Mr. Cutrone had, the novelist and critic Gary Indiana said, "a sincerity and work ethic uncharacteristic among the Warhol people."

And like Warhol himself, as Ms. Arcade noted, "Ronnie never stopped being on the make."

To be on the make in that era was a fine credential, just as being a provocateur was a full-time job for many in Warhol's circle (Ondine, Viva, René Ricard).

"Ronnie was a bad boy," Richard Butler, the lead singer of the Psychedelic Furs, said last week from Florida, where the band was touring. "He would grow visibly bored if he wasn't being provocative," Mr. Butler added. "You would sit in conversation and he'd say the most outrageous things he didn't necessarily believe."

As the best raconteurs do, Mr. Cutrone treated facts as flexible elements, although surprisingly often the tall tales he related turned out to have been true.
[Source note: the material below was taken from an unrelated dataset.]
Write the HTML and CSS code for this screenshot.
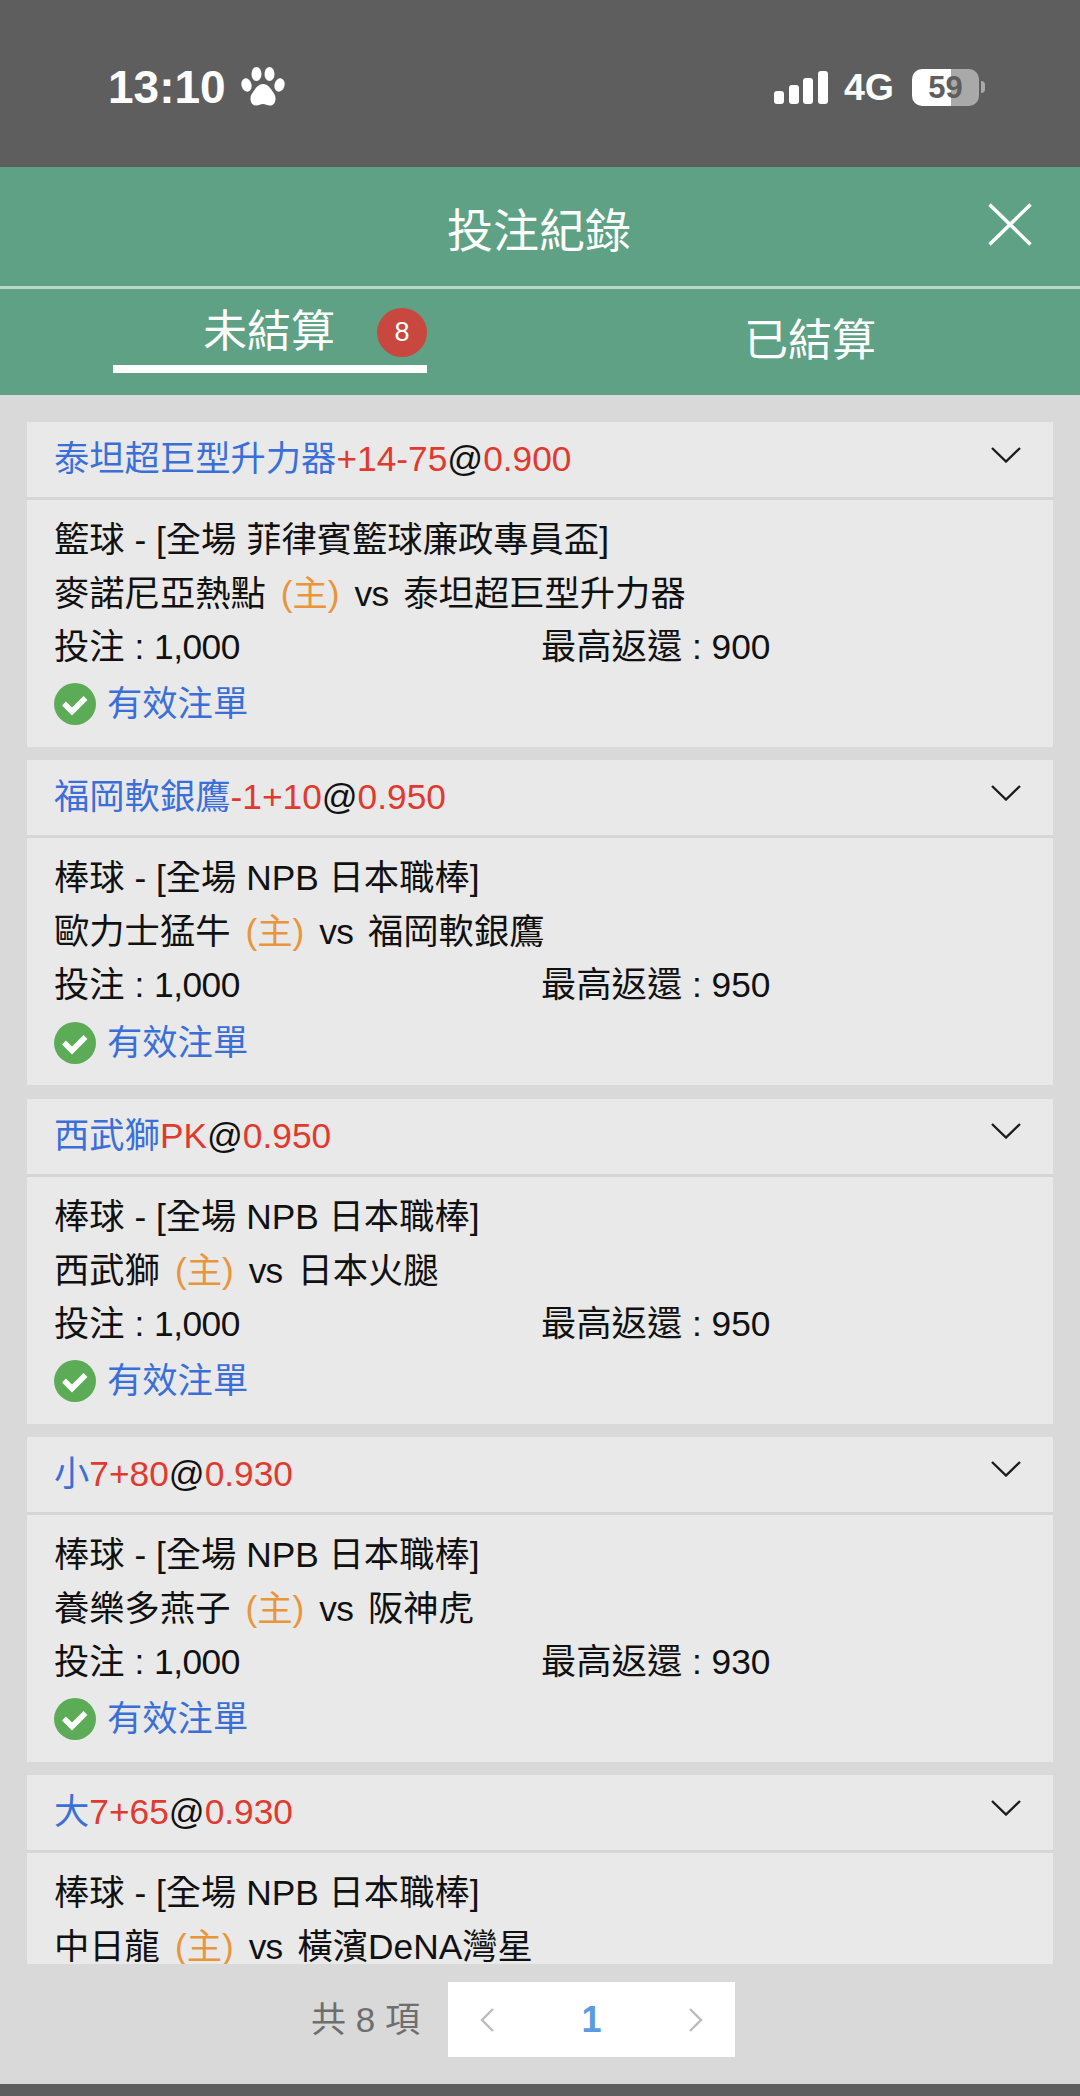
FILE: index.html
```html
<!DOCTYPE html>
<html lang="zh-Hant">
<head>
<meta charset="utf-8">
<title>投注紀錄</title>
<link rel="stylesheet" href="styles.css">
</head>
<body>
<div class="page">
  <div class="status">
    <div class="status-left">
      <span class="time">13:10</span>
      <svg class="paw" viewBox="0 0 44 40"><ellipse cx="5.500" cy="18" rx="5" ry="6.800" transform="rotate(-15 5.500 18)"/><ellipse cx="15.500" cy="7" rx="5" ry="7"/><ellipse cx="28.500" cy="7" rx="5" ry="7"/><ellipse cx="38.500" cy="18" rx="5" ry="6.800" transform="rotate(15 38.500 18)"/><path d="M22 17c5 0 8 5 11 9.500 3 4.500 1.500 12-4 12-3 0-4.500-1.500-7-1.500s-4 1.500-7 1.500c-5.500 0-7-7.500-4-12C14 22 17 17 22 17z"/></svg>
    </div>
    <div class="status-right">
      <div class="signal"><i class="b1"></i><i class="b2"></i><i class="b3"></i><i class="b4"></i></div>
      <span class="net">4G</span>
      <div class="battery">59</div>
      <span class="nub"></span>
    </div>
  </div>
  <header class="title-bar">
    <h1 class="title">投注紀錄</h1>
    <svg class="close" viewBox="0 0 44 43"><path d="M1.500 1.500L42.500 41.500M42.500 1.500L1.500 41.500"/></svg>
  </header>
  <nav class="tabs">
    <div class="tab-cell"><div class="tab active">未結算<span class="badge">8</span></div></div>
    <div class="tab-cell"><div class="tab">已結算</div></div>
  </nav>
  <main class="list">
    <section class="card">
      <div class="card-head"><div><span class="blue">泰坦超巨型升力器</span><span class="red">+14-75</span>@<span class="red">0.900</span></div><svg class="chev" viewBox="0 0 30 16"><path d="M1 1L15 14.500L29 1"/></svg></div>
      <div class="card-body">
        <div class="line">籃球 - [全場 菲律賓籃球廉政專員盃]</div>
        <div class="line">麥諾尼亞熱點<span class="orange">(主)</span><span class="vs">vs</span>泰坦超巨型升力器</div>
        <div class="line split"><span>投注 : <span class="amt">1,000</span></span><span>最高返還 : 900</span></div>
        <div class="line ok"><svg class="check" viewBox="0 0 42 42"><circle cx="21" cy="21" r="21"/><path d="M10 20.500l8 8L31.500 15"/></svg><span class="blue">有效注單</span></div>
      </div>
    </section>
    <section class="card">
      <div class="card-head"><div><span class="blue">福岡軟銀鷹</span><span class="red">-1+10</span>@<span class="red">0.950</span></div><svg class="chev" viewBox="0 0 30 16"><path d="M1 1L15 14.500L29 1"/></svg></div>
      <div class="card-body">
        <div class="line">棒球 - [全場 NPB 日本職棒]</div>
        <div class="line">歐力士猛牛<span class="orange">(主)</span><span class="vs">vs</span>福岡軟銀鷹</div>
        <div class="line split"><span>投注 : <span class="amt">1,000</span></span><span>最高返還 : 950</span></div>
        <div class="line ok"><svg class="check" viewBox="0 0 42 42"><circle cx="21" cy="21" r="21"/><path d="M10 20.500l8 8L31.500 15"/></svg><span class="blue">有效注單</span></div>
      </div>
    </section>
    <section class="card">
      <div class="card-head"><div><span class="blue">西武獅</span><span class="red">PK</span>@<span class="red">0.950</span></div><svg class="chev" viewBox="0 0 30 16"><path d="M1 1L15 14.500L29 1"/></svg></div>
      <div class="card-body">
        <div class="line">棒球 - [全場 NPB 日本職棒]</div>
        <div class="line">西武獅<span class="orange">(主)</span><span class="vs">vs</span>日本火腿</div>
        <div class="line split"><span>投注 : <span class="amt">1,000</span></span><span>最高返還 : 950</span></div>
        <div class="line ok"><svg class="check" viewBox="0 0 42 42"><circle cx="21" cy="21" r="21"/><path d="M10 20.500l8 8L31.500 15"/></svg><span class="blue">有效注單</span></div>
      </div>
    </section>
    <section class="card">
      <div class="card-head"><div><span class="blue">小</span><span class="red">7+80</span>@<span class="red">0.930</span></div><svg class="chev" viewBox="0 0 30 16"><path d="M1 1L15 14.500L29 1"/></svg></div>
      <div class="card-body">
        <div class="line">棒球 - [全場 NPB 日本職棒]</div>
        <div class="line">養樂多燕子<span class="orange">(主)</span><span class="vs">vs</span>阪神虎</div>
        <div class="line split"><span>投注 : <span class="amt">1,000</span></span><span>最高返還 : 930</span></div>
        <div class="line ok"><svg class="check" viewBox="0 0 42 42"><circle cx="21" cy="21" r="21"/><path d="M10 20.500l8 8L31.500 15"/></svg><span class="blue">有效注單</span></div>
      </div>
    </section>
    <section class="card">
      <div class="card-head"><div><span class="blue">大</span><span class="red">7+65</span>@<span class="red">0.930</span></div><svg class="chev" viewBox="0 0 30 16"><path d="M1 1L15 14.500L29 1"/></svg></div>
      <div class="card-body">
        <div class="line">棒球 - [全場 NPB 日本職棒]</div>
        <div class="line">中日龍<span class="orange">(主)</span><span class="vs">vs</span>橫濱DeNA灣星</div>
      </div>
    </section>
  </main>
  <footer class="pager">
    <span class="total">共 8 項</span>
    <div class="pages">
      <svg class="arrow" viewBox="0 0 14 24"><path d="M13 1L2 12L13 23"/></svg>
      <span class="num">1</span>
      <svg class="arrow" viewBox="0 0 14 24"><path d="M1 1L12 12L1 23"/></svg>
    </div>
  </footer>
  <div class="bottom-bar"></div>
</div>
</body>
</html>
```
FILE: styles.css
```css
* { box-sizing: border-box; }
html, body { margin: 0; padding: 0; }
body {
  font-family: "Liberation Sans", "Noto Sans CJK TC", sans-serif;
  color: #111;
}
.page {
  width: 1080px;
  height: 2096px;
  display: flex;
  flex-direction: column;
  background: #d9d9d9;
  overflow: hidden;
}
.status {
  height: 167px;
  flex: none;
  background: #5e5e5e;
  color: #fff;
  display: flex;
  justify-content: space-between;
  align-items: flex-start;
  padding: 64px 95px 0 108px;
}
.status-left { display: flex; align-items: center; gap: 15px; height: 46px; }
.time { font-size: 46px; font-weight: 700; line-height: 46px; }
.paw { width: 44px; height: 40px; fill: #fff; }
.status-right { display: flex; align-items: center; height: 46px; }
.signal { display: flex; align-items: flex-end; gap: 4.500px; height: 33px; margin-top: 1px; }
.signal i { display: block; width: 10px; background: #fff; border-radius: 3px; }
.signal .b1 { height: 13px; }
.signal .b2 { height: 19px; }
.signal .b3 { height: 26px; }
.signal .b4 { height: 33px; }
.net { font-size: 37.500px; font-weight: 700; margin-left: 16px; line-height: 36px; }
.battery {
  width: 67px;
  height: 37px;
  margin-left: 18px;
  border-radius: 10px;
  background: linear-gradient(to right, #fff 58%, #a9a9a9 58%);
  color: #5e5e5e;
  font-size: 31px;
  font-weight: 700;
  line-height: 37px;
  text-align: center;
}
.nub { width: 4px; height: 12px; margin-left: 2px; background: #a9a9a9; border-radius: 0 4px 4px 0; }

.title-bar {
  height: 119px;
  flex: none;
  background: #5ea184;
  display: flex;
  align-items: center;
  justify-content: center;
  padding-right: 2px;
  position: relative;
}
.title { margin: 0; font-size: 46px; font-weight: 400; color: #fff; }
.close { position: absolute; left: 988px; top: 36px; width: 44px; height: 43px; fill: none; stroke: #fff; stroke-width: 3.500; }

.tabs {
  height: 109px;
  flex: none;
  background: #5ea184;
  border-top: 3px solid #bcd5ca;
  display: grid;
  grid-template-columns: 1fr 1fr;
}
.tab-cell { display: flex; justify-content: center; }
.tab { font-size: 44px; color: #fff; position: relative; line-height: 60px; padding-top: 22px; }
.tab.active {
  width: 314px;
  height: 84px;
  padding-top: 13px;
  padding-right: 2px;
  text-align: center;
  border-bottom: 8px solid #fff;
}
.badge {
  position: absolute;
  right: 0;
  top: 19px;
  width: 50px;
  height: 49px;
  border-radius: 50%;
  background: #c8483f;
  color: #fff;
  font-size: 27px;
  line-height: 49px;
  text-align: center;
}

.list {
  flex: none;
  height: 1569px;
  overflow: hidden;
  padding: 27px 27px 0;
  display: flex;
  flex-direction: column;
  gap: 13.300px;
}
.card { flex: none; background: #e9e9e9; }
.card-head {
  height: 78px;
  border-bottom: 3px solid #d6d6d6;
  padding: 0 32px 2px 27px;
  display: flex;
  align-items: center;
  justify-content: space-between;
  font-size: 35.300px;
  line-height: 55px;
}
.chev { width: 30px; height: 16px; margin-top: -8px; fill: none; stroke: #1c1c1c; stroke-width: 2.400; }
.card-body { padding: 13px 27px 14.800px; font-size: 35.300px; line-height: 54px; }
.line { white-space: nowrap; }
.line:nth-child(1) { height: 54px; }
.line:nth-child(2) { height: 53.200px; }
.line:nth-child(3) { height: 56.500px; }
.line:nth-child(4) { height: 55.500px; }
.split { display: grid; grid-template-columns: 487px 1fr; }
.amt { letter-spacing: -0.500px; }
.vs { margin-right: 15px; letter-spacing: -0.800px; }
.ok { display: flex; align-items: center; gap: 11px; }
.check { width: 42px; height: 42px; flex: none; }
.check circle { fill: #5cab56; }
.check path { fill: none; stroke: #fff; stroke-width: 5.500; }
.blue { color: #3b6fd8; }
.red { color: #e03a2e; }
.orange { color: #e8953c; margin: 0 15px; }

.pager {
  flex: none;
  height: 121px;
  display: flex;
  justify-content: flex-end;
  padding: 19px 345px 0 0;
  gap: 28px;
  margin-top: -1px;
}
.total { font-size: 35px; color: #6e6e6e; line-height: 76px; }
.pages {
  width: 287px;
  height: 75px;
  background: #fff;
  display: flex;
  align-items: center;
  justify-content: space-between;
  padding: 0 32px;
}
.arrow { width: 14px; height: 24px; fill: none; stroke: #bbb; stroke-width: 2.400; }
.num { font-size: 36px; font-weight: 700; color: #5b9be0; }
.bottom-bar { flex: 1; background: #5e5e5e; }
```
In a series of interviews filmed by the photographer Roger Moenks for a never-completed movie titled "Shooting Milk," Mr. Cutrone talks of knife-slashing episodes with the Egyptian Kings (a Brooklyn gang of which he may or may not have been a member), and of reviving overdosed amphetamine junkies by injecting them with milk.

According to a Warhol-dedicated Web site, warholstars.org, Mr. Cutrone met Andy Warhol when the two collided on a stairwell at a party while simultaneously attempting to step over a supine Bob Dylan. Mr. Cutrone tells of an abortive effort to "turn" gay, as those around him were, before deciding he would be better off as a "lesbian" to catch all the girls. He reminisces about hanging out at the Ramrod, a leather bar in Greenwich Village, with his then-wife Gigi, because it allowed him easy access to the transvestites he considered the most tantalizing citizens of New York.

"At 3 in the morning," Mr. Cutrone said, "I would chase a transvestite down the street, yelling, 'You're wonderful; we want you to pose for Warhol.' "

The strategy succeeded. In "Shooting Milk" the transvestites he procured for Warhol can be seen posing for the Polaroids Warhol turned into a series of paintings called "Ladies and Gentlemen."